In the years following, Tamotsu married a hometown girl, Yoneko; his parents passed away; he moved to Pearl City. One day while on a visit, I asked him how he gets his back scrubbed now that his father is gone, expecting what would have been a natural reply – a long handled brush, of course! But no, Yoneko
piped up: “I do.” When he goes for a bath, she explained, he leaves the door open. She stays in the living room, reading or doing whatever, all the while keeping an ear to the splashing water, and by it’s [sic] sound she can tell when it’s time to go in and scrub his back.
Which reminds me of the moment when he lost his arm in combat. He felt no pain in the initial shock of being hit and wondered why he kept falling to his left when he tried to get up. Then came the discovery and with it the stabbing pains. And in this moment of travail, of not knowing what was happening to him,
he began crying out to his mother for help: “Okaasan! Okaasan! Okaasan!” – the one person in his world who was always, there.

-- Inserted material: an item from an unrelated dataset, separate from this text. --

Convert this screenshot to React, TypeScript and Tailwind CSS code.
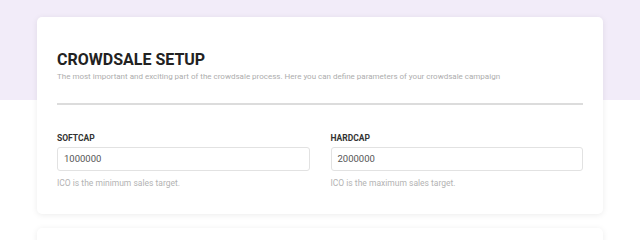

So, as much as seeds are often invoked as a metaphor for life, as in those times when nothing seems to move but the wind, we find Mr. Satoh continuing to plant his seeds here, there, wherever. And, thus, we come together this evening to honor him for always being there in support of the nisei veterans, once
again giving us a push …
Now in the development of the memorial honoring the 100th, the 442nd, the MIS, and the 1399th – to help make certain that the generations growing up in the new millennium will come to feel that wind emboldened by the drama, the anguish, and the consequences in the story of these four nisei units of World War Two.